* _EXERCISE INSTRUCTIONS_
Word for word, print each line of the listing below; pictures stay out.

* _PROVIDED MATERIAL_
• • • • •

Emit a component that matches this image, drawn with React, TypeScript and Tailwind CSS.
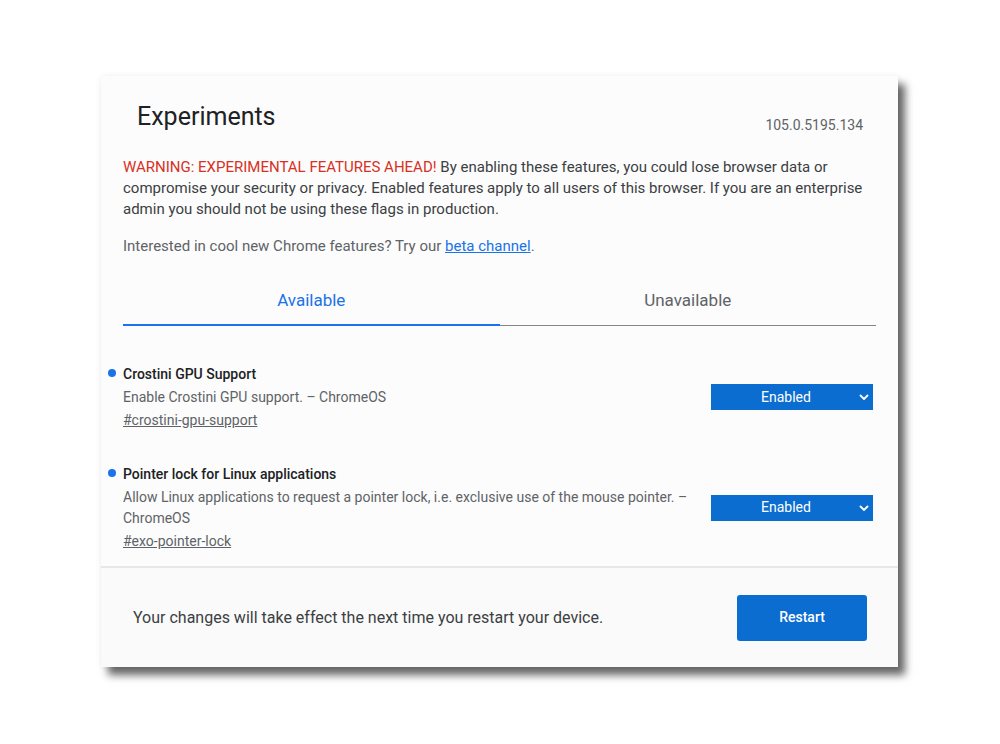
import React from 'react';

const flags = [
  {
    name: 'Crostini GPU Support',
    desc: 'Enable Crostini GPU support. – ChromeOS',
    link: '#crostini-gpu-support',
  },
  {
    name: 'Pointer lock for Linux applications',
    desc: 'Allow Linux applications to request a pointer lock, i.e. exclusive use of the mouse pointer. – ChromeOS',
    link: '#exo-pointer-lock',
  },
];

const Chevron = () => (
  <svg width="10" height="10" viewBox="0 0 10 10" fill="none" stroke="white" strokeWidth="1.8" strokeLinecap="round" strokeLinejoin="round">
    <polyline points="1.5 3.5 5 7 8.5 3.5" />
  </svg>
);

export default function App() {
  return (
    <div className="w-[1000px] h-[744px] bg-white pt-[76px] pl-[101px] font-['Roboto','Liberation_Sans',sans-serif]">
      <div className="w-[797px] h-[591px] flex flex-col bg-[#fbfcfb] shadow-[7px_8px_8px_rgba(0,0,0,0.6),0_0_6px_rgba(0,0,0,0.06)]">
        <div className="flex justify-between items-start pl-[36px] pr-[35px] pt-[25px]">
          <h1 className="text-[25px] leading-[32px] text-[#202124]">Experiments</h1>
          <span className="mt-[14px] text-[14px] leading-[20px] text-[#5f6368]">105.0.5195.134</span>
        </div>

        <div className="px-[22px]">
          <p className="mt-[22px] text-[15px] leading-[21px] text-[#3c4043]">
            <span className="text-[#d93025]">WARNING: EXPERIMENTAL FEATURES AHEAD!</span> By enabling these features, you could lose browser data or compromise your security or privacy. Enabled features apply to all users of this browser. If you are an enterprise admin you should not be using these flags in production.
          </p>
          <p className="mt-[16px] text-[15px] leading-[21px] text-[#5f6368]">
            Interested in cool new Chrome features? Try our{' '}
            <a className="text-[#1a73e8] underline">beta channel</a>.
          </p>

          <div className="mt-[31px] flex items-end">
            <div className="flex-1 text-center pb-[12px] border-b-2 border-[#1a73e8] text-[17px] leading-[24px] text-[#1a73e8]">
              Available
            </div>
            <div className="flex-1 text-center pb-[13px] border-b border-[#80868b] text-[17px] leading-[24px] text-[#5f6368]">
              Unavailable
            </div>
          </div>
        </div>

        <div className="mt-[38px] flex flex-col gap-[34px] pl-[7px] pr-[25px]">
          {flags.map((f) => (
            <div key={f.name} className="flex items-center">
              <div className="w-[595px] flex">
                <div className="w-[8px] h-[8px] mt-[5px] rounded-full bg-[#1a73e8] shrink-0" />
                <div className="ml-[7px] flex flex-col">
                  <div className="text-[14px] leading-[20px] font-medium text-[#202124]">{f.name}</div>
                  <div className="mt-[2.5px] text-[14px] leading-[21px] text-[#5f6368]">{f.desc}</div>
                  <a className="mt-[2.5px] text-[14px] leading-[20px] text-[#5f6368] underline">{f.link}</a>
                </div>
              </div>
              <div className="ml-auto w-[162px] h-[26px] flex items-center bg-[#0b6dd0] text-white text-[14px]">
                <span className="flex-1 text-center pl-[2px]">Enabled</span>
                <span className="pr-[4px]">
                  <Chevron />
                </span>
              </div>
            </div>
          ))}
        </div>

        <div className="mt-auto h-[101px] border-t-2 border-[#e6e7e6] bg-[#f9faf9] flex items-center justify-between pl-[32px] pr-[31px]">
          <span className="text-[16px] text-[#3c4043]">Your changes will take effect the next time you restart your device.</span>
          <button className="w-[130px] h-[46px] rounded-[3px] bg-[#0b6dd0] text-white text-[14px] font-medium">Restart</button>
        </div>
      </div>
    </div>
  );
}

• • • • •

* _OUTPUT BELOW_
Emit a component that matches this image, drawn with React, TypeScript and Tailwind CSS.
import React from 'react';

const flags = [
  {
    name: 'Crostini GPU Support',
    desc: 'Enable Crostini GPU support. – ChromeOS',
    link: '#crostini-gpu-support',
  },
  {
    name: 'Pointer lock for Linux applications',
    desc: 'Allow Linux applications to request a pointer lock, i.e. exclusive use of the mouse pointer. – ChromeOS',
    link: '#exo-pointer-lock',
  },
];

const Chevron = () => (
  <svg width="10" height="10" viewBox="0 0 10 10" fill="none" stroke="white" strokeWidth="1.8" strokeLinecap="round" strokeLinejoin="round">
    <polyline points="1.5 3.5 5 7 8.5 3.5" />
  </svg>
);

export default function App() {
  return (
    <div className="w-[1000px] h-[744px] bg-white pt-[76px] pl-[101px] font-['Roboto','Liberation_Sans',sans-serif]">
      <div className="w-[797px] h-[591px] flex flex-col bg-[#fbfcfb] shadow-[7px_8px_8px_rgba(0,0,0,0.6),0_0_6px_rgba(0,0,0,0.06)]">
        <div className="flex justify-between items-start pl-[36px] pr-[35px] pt-[25px]">
          <h1 className="text-[25px] leading-[32px] text-[#202124]">Experiments</h1>
          <span className="mt-[14px] text-[14px] leading-[20px] text-[#5f6368]">105.0.5195.134</span>
        </div>

        <div className="px-[22px]">
          <p className="mt-[22px] text-[15px] leading-[21px] text-[#3c4043]">
            <span className="text-[#d93025]">WARNING: EXPERIMENTAL FEATURES AHEAD!</span> By enabling these features, you could lose browser data or compromise your security or privacy. Enabled features apply to all users of this browser. If you are an enterprise admin you should not be using these flags in production.
          </p>
          <p className="mt-[16px] text-[15px] leading-[21px] text-[#5f6368]">
            Interested in cool new Chrome features? Try our{' '}
            <a className="text-[#1a73e8] underline">beta channel</a>.
          </p>

          <div className="mt-[31px] flex items-end">
            <div className="flex-1 text-center pb-[12px] border-b-2 border-[#1a73e8] text-[17px] leading-[24px] text-[#1a73e8]">
              Available
            </div>
            <div className="flex-1 text-center pb-[13px] border-b border-[#80868b] text-[17px] leading-[24px] text-[#5f6368]">
              Unavailable
            </div>
          </div>
        </div>

        <div className="mt-[38px] flex flex-col gap-[34px] pl-[7px] pr-[25px]">
          {flags.map((f) => (
            <div key={f.name} className="flex items-center">
              <div className="w-[595px] flex">
                <div className="w-[8px] h-[8px] mt-[5px] rounded-full bg-[#1a73e8] shrink-0" />
                <div className="ml-[7px] flex flex-col">
                  <div className="text-[14px] leading-[20px] font-medium text-[#202124]">{f.name}</div>
                  <div className="mt-[2.5px] text-[14px] leading-[21px] text-[#5f6368]">{f.desc}</div>
                  <a className="mt-[2.5px] text-[14px] leading-[20px] text-[#5f6368] underline">{f.link}</a>
                </div>
              </div>
              <div className="ml-auto w-[162px] h-[26px] flex items-center bg-[#0b6dd0] text-white text-[14px]">
                <span className="flex-1 text-center pl-[2px]">Enabled</span>
                <span className="pr-[4px]">
                  <Chevron />
                </span>
              </div>
            </div>
          ))}
        </div>

        <div className="mt-auto h-[101px] border-t-2 border-[#e6e7e6] bg-[#f9faf9] flex items-center justify-between pl-[32px] pr-[31px]">
          <span className="text-[16px] text-[#3c4043]">Your changes will take effect the next time you restart your device.</span>
          <button className="w-[130px] h-[46px] rounded-[3px] bg-[#0b6dd0] text-white text-[14px] font-medium">Restart</button>
        </div>
      </div>
    </div>
  );
}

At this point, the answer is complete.